Em questão de dias devorei o relato da Sylvia, suas experiências crescendo e aprendendo os idiomas que foram parte da sua jornada, e os questionamentos que surgiram depois, já adulta. Ela vai mesclando sua história, como e porque foi aprendendo diferentes línguas, com suas reflexões sobre quando cada uma delas é protagonista em sua vida.
Espanhol com sua mãe, inglês com seu pai, francês um pouco depois, uma língua que sentia próxima do coração já que sua família materna vinha da França. Três idiomas, um milhão de usos: Sylvia reage à vida e vai escolhendo, às vezes conscientemente, às vezes não, com qual língua falar, pensar, sentir…
“Quiérase o no, siempre se es bilingue desde una lengua, aquella en la que uno se aposenta primero, siquiera provisoriamente, aquella en la que uno se reconoce. (…) A pesar de que tiene dos lenguas, el bilingue habla como si siempre le faltara algo, en permanente estado de necesidad.”
“Queira ou não, sempre se é bilíngue desde uma língua, aquela na qual se instala primeiro, mesmo que temporariamente, aquela na qual se reconhece. (…) Apesar de ter dois idiomas, o bilíngue fala como se sempre lhe faltara algo, num permanente estado de necessidade” (tradução livre)
“Viver entre línguas é uma coleção de textos breves que podem ser lidos como ensaios ou peças de ficção autobiográfica. Neles, uma mulher narra memórias e anedotas de sua vida enquanto reflete sobre língua, linguagem, plurilinguismo. Relatos sobre Jules Supervielle, Guillermo Hudson, George Steiner e Elias Canetti são intercalados com episódios de sua infância, atravessados por diferentes idiomas.

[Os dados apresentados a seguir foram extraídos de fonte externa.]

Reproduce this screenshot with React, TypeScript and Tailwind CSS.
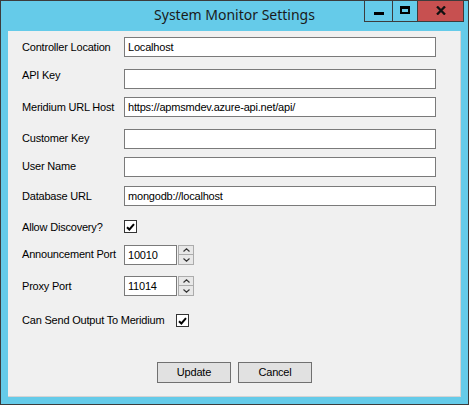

Na obra, Sylvia Molloy – argentina radicada há décadas em Nova Iorque e uma das maiores críticas literárias da América Latina – conta que, quando pequena, falava espanhol com a mãe, inglês com o pai e uma mistura de ambos com a irmã, quando ninguém as ouvia. Então veio o francês, como uma espécie de recuperação da língua que sua mãe herdara – e perdera – de seus pais. Cada idioma passou a ocupar espaços diferentes, colorindo-se de afetividades diversas. Vieram os anos de estudos na França, depois a mudança para os Estados Unidos. “Por que falo de bilinguismo, do meu bilinguismo, a partir de um idioma só, e por que escolhi fazê-lo a partir do espanhol?”, pergunta-se a narradora. “Em que língua acorda o bilíngue?”, “Em que língua sou?”.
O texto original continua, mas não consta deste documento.